JOHN SHIRK – Today’s Q and A Segment explores the question, “What does it mean when Jesus said to Paul, ‘It is hard for you to kick against the goads?’”

The phrase “kicking against the goads” was a common expression in Bible times, referring to the practice of farmers goading their oxen in the fields.

A goad is defined as a spiked stick used for driving cattle or oxen.

According to Chuck Swindoll, there were occasions when an ox would kick at the goad. When this happened, the goad would stab into the flesh of its leg and cause greater pain.

What Jesus was saying to Paul before his conversion was that by resisting Jesus, Paul was only hurting himself.

The Holy Spirit says in Hebrews 3:7, “Today, if you hear his voice, do not harden your hearts.”

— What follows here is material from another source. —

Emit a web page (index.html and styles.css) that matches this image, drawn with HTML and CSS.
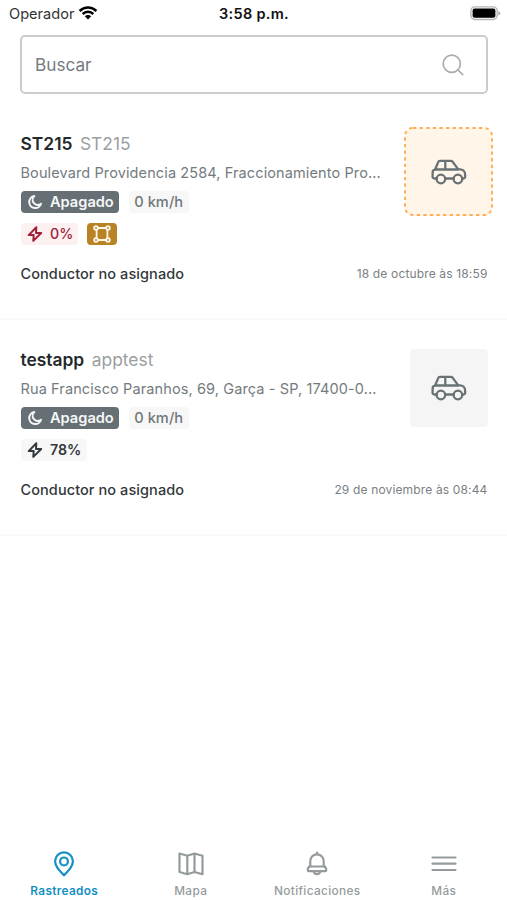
FILE: index.html
```
<!DOCTYPE html>
<html lang="es">
<head>
<meta charset="utf-8">
<title>Rastreados</title>
<link rel="stylesheet" href="styles.css">
</head>
<body>
<svg class="defs" width="0" height="0" aria-hidden="true">
  <symbol id="car" viewBox="0 0 36 26">
    <path d="M5.900 19.500H3.200a1.600 1.600 0 0 1-1.600-1.600v-4.100c0-1.800.8-2.900 2.400-3.100L7.300 2.900a1.700 1.700 0 0 1 1.600-1.100h10.800a2.400 2.400 0 0 1 2 1l5.600 7.600h1.800a5 5 0 0 1 5 5v2.500a1.600 1.600 0 0 1-1.600 1.600h-1.500M14 19.500h8.800M4.200 10.500h23M14.300 1.800v8.700"/>
    <circle cx="9.900" cy="20" r="4.300"/><circle cx="26.900" cy="20" r="4.300"/>
  </symbol>
  <symbol id="moon" viewBox="0 0 16 16">
    <path d="M7.400 2.100A6 6 0 1 0 14 9.700 4.700 4.700 0 0 1 7.400 2.100Z"/>
  </symbol>
  <symbol id="bolt" viewBox="0 0 16 16">
    <path d="M9.300 1.300 1.700 9.100h5L6.300 14.900l7.900-7.900H9Z"/>
  </symbol>
</svg>
<header class="status">
  <div class="carrier">Operador
    <svg width="20" height="14" viewBox="0 0 20 14"><path d="M1.600 5a12 12 0 0 1 16.800 0M4.700 8a7.600 7.600 0 0 1 10.600 0"/><path class="solid" d="M10 13.400 6.800 10.200a4.600 4.600 0 0 1 6.400 0Z"/></svg>
  </div>
  <div class="clock">3:58 p.m.</div>
  <svg class="battery" width="31" height="15" viewBox="0 0 31 15"><rect class="shell" x=".9" y=".9" width="26.200" height="12.600" rx="4"/><rect x="2.600" y="2.600" width="22.800" height="9.200" rx="1.800"/><path class="tip" d="M28.300 5v4.600q2-.8 2-2.300t-2-2.300Z"/></svg>
</header>
<div class="search">
  <span>Buscar</span>
  <svg width="22" height="22" viewBox="0 0 22 22"><circle cx="9.800" cy="9.800" r="8.600"/><path d="m16 16 4.700 4.700"/></svg>
</div>
<main>
  <article class="card">
    <div class="top">
      <div class="info">
        <h2>ST215<span class="alias">ST215</span></h2>
        <p class="address">Boulevard Providencia 2584, Fraccionamiento Pro...</p>
        <div class="chips"><span class="chip off"><svg><use href="#moon"/></svg>Apagado</span><span class="chip speed">0 km/h</span></div>
        <div class="chips"><span class="chip low"><svg><use href="#bolt"/></svg>0%</span><span class="chip fence"><svg viewBox="0 0 18 18"><path d="M4.800 3H13.200M4.800 15H13.200M3.600 4.800V13.200M14.400 4.800V13.200"/><circle cx="3" cy="3" r="1.800"/><circle cx="15" cy="3" r="1.800"/><circle cx="3" cy="15" r="1.800"/><circle cx="15" cy="15" r="1.800"/></svg></span></div>
      </div>
      <div class="thumb alert"><svg class="dash" width="89" height="89"><rect x="1" y="1" width="87" height="87" rx="8"/></svg><svg class="car"><use href="#car"/></svg></div>
    </div>
    <div class="bottom"><span class="driver">Conductor no asignado</span><time>18 de octubre às 18:59</time></div>
  </article>
  <article class="card">
    <div class="top">
      <div class="info">
        <h2>testapp<span class="alias">apptest</span></h2>
        <p class="address">Rua Francisco Paranhos, 69, Garça - SP, 17400-0...</p>
        <div class="chips"><span class="chip off"><svg><use href="#moon"/></svg>Apagado</span><span class="chip speed">0 km/h</span></div>
        <div class="chips"><span class="chip level"><svg><use href="#bolt"/></svg>78%</span></div>
      </div>
      <div class="thumb"><svg class="car"><use href="#car"/></svg></div>
    </div>
    <div class="bottom"><span class="driver">Conductor no asignado</span><time>29 de noviembre às 08:44</time></div>
  </article>
</main>
<nav>
  <a class="active"><svg viewBox="0 0 26 26"><path d="M13 24.300C7.500 18.500 4.100 14.800 4.100 10.200a8.900 8.900 0 0 1 17.800 0c0 4.600-3.400 8.300-8.900 14.100Z"/><circle cx="13" cy="10.400" r="3.900"/></svg>Rastreados</a>
  <a><svg viewBox="0 0 26 26"><path d="M1.500 2.500 9.300 4.700 16.500 2.500 24.500 4.700V23.200L16.500 21 9.300 23.200 1.500 21ZM9.300 4.700V23.200M16.500 2.500V21"/></svg>Mapa</a>
  <a><svg viewBox="0 0 26 26"><path d="M13 1.500v2M6.300 15.500V10a6.700 6.700 0 0 1 13.400 0v5.500M6.300 15.500q-2.500.8-2.500 2.800v1q0 .8.8.800H21.400q.8 0 .8-.8v-1q0-2-2.500-2.800M5 15.500H21M9.800 20.700a3.300 3.300 0 0 0 6.400 0"/></svg>Notificaciones</a>
  <a><svg viewBox="0 0 26 26"><path d="M1.500 6.500H24.500M1.500 12.700H24.500M1.500 19H24.500"/></svg>Más</a>
</nav>
</body>
</html>
```
FILE: styles.css
```
* { box-sizing: border-box; }
body { margin: 0; height: 900px; display: flex; flex-direction: column; background: #fff; color: #32383b; font-family: Inter, sans-serif; overflow: hidden; }
h2, p { margin: 0; }
svg { display: block; flex: none; fill: none; stroke: currentColor; stroke-width: 2; stroke-linecap: round; stroke-linejoin: round; }
.defs { position: absolute; }
.status { height: 35px; padding: 0 6px 8px 7px; display: grid; grid-template-columns: 1fr auto 1fr; align-items: center; color: #111; }
.carrier { display: flex; align-items: center; gap: 4px; padding-left: 2px; font-size: 14.600px; color: #333; }
.carrier svg { position: relative; top: -1px; color: #000; stroke-width: 2.500; stroke-linecap: butt; }
.carrier .solid { fill: #000; stroke: none; }
.clock { font-size: 14.500px; font-weight: 600; letter-spacing: .3px; }
.battery { justify-self: end; stroke: none; fill: #000; }
.battery .shell { fill: none; stroke: #b5b5b5; stroke-width: 1.400; }
.battery .tip { fill: #aaa; }
.search { height: 59px; margin: 0 19px 0 20px; padding: 0 22px 0 13px; display: flex; align-items: center; justify-content: space-between; border: 2px solid #ccc; border-radius: 5px; font-size: 17.200px; color: #747b7e; }
.search svg { color: #a9adaf; stroke-width: 1.700; }
main { flex: 1; padding-top: 9px; }
.card { height: 216.400px; padding: 29.500px 19.500px 0 20.500px; border-bottom: 2px solid #f8f9f9; }
.card:first-child { margin-top: .5px; }
.top { display: flex; justify-content: space-between; height: 124.500px; }
h2 { font-size: 17.400px; line-height: 22px; font-weight: 600; color: #23292c; white-space: nowrap; }
.alias { margin-left: 7.500px; font-weight: 400; color: #9a9fa1; }
.address { margin-top: 7.500px; font-size: 14.500px; line-height: 20px; letter-spacing: .115px; color: #747b7e; white-space: nowrap; }
.chips { display: flex; gap: 10px; margin-top: 8px; height: 22px; }
.chips + .chips { margin-top: 10px; }
.chip { display: flex; align-items: center; height: 22px; border-radius: 4px; padding: 0 5px 0 6.500px; gap: 7px; font-size: 14.600px; font-weight: 600; background: #f7f7f8; }
.chip svg { width: 16px; height: 16px; stroke-width: 2; }
.off { background: #667074; color: #f5f7f8; }
.speed { padding: 0 5.500px; font-weight: 500; color: #70777a; letter-spacing: .05px; }
.low { background: #fdf0f0; color: #9f2039; font-weight: 500; }
.level { font-size: 14.200px; padding-right: 6px; }
.chip.low { font-size: 14.200px; padding-right: 5px; }
.chip.fence { width: 30px; padding: 0; margin-left: -1px; justify-content: center; background: #b98225; color: #fff8e8; }
.chip.fence svg { width: 18px; height: 18px; stroke-width: 1.800; }
.thumb { position: relative; width: 78px; height: 78px; display: flex; align-items: center; justify-content: center; background: #f5f5f5; border-radius: 4px; color: #687175; }
.alert { background: #fff6e9; box-shadow: 0 0 0 5px #fff6e9; }
.dash { position: absolute; left: -6px; top: -6px; color: #ffad55; stroke-dasharray: 3.300 3.300; stroke-linecap: butt; stroke-width: 1.900; }
.car { width: 36px; height: 26px; stroke-width: 2.300; }
.bottom { display: flex; align-items: center; justify-content: space-between; height: 32px; }
.driver { font-size: 14.500px; font-weight: 500; letter-spacing: .08px; }
time { font-size: 12px; letter-spacing: .15px; color: #7a8083; }
nav { height: 52px; padding-left: 1px; display: grid; grid-template-columns: repeat(4, 1fr); }
nav a { display: flex; flex-direction: column; align-items: center; gap: 6px; font-size: 11.800px; font-weight: 500; line-height: 16px; letter-spacing: .35px; color: #959b9d; }
nav svg { width: 26px; height: 26px; margin-top: 3px; stroke-width: 2.200; }
nav .active { color: #1590c3; font-weight: 600; }
```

After that encounter, Paul stopped resisting Jesus and started to serve Him. His hardened heart against Christ was made tender as he received God’s love. The message that Jesus had for Paul urges us to be responsive to His promptings in the Year of Exploration.

John Shirk


  1. Katili.Akoli
    March 15th, 2019 at 20:56 | #1

    I was read a passage on act 9: and came through something meaning less to me I research the word on google and this site …. it’s now a very much help with out your help I couldn’t it better …god bless

  2. Myrtle Ward
    March 29th, 2021 at 11:40 | #2

    I see the question about “kicking against the goads” in Acts 26, but not in Acts 9. Which translation includes this question in Acts 9?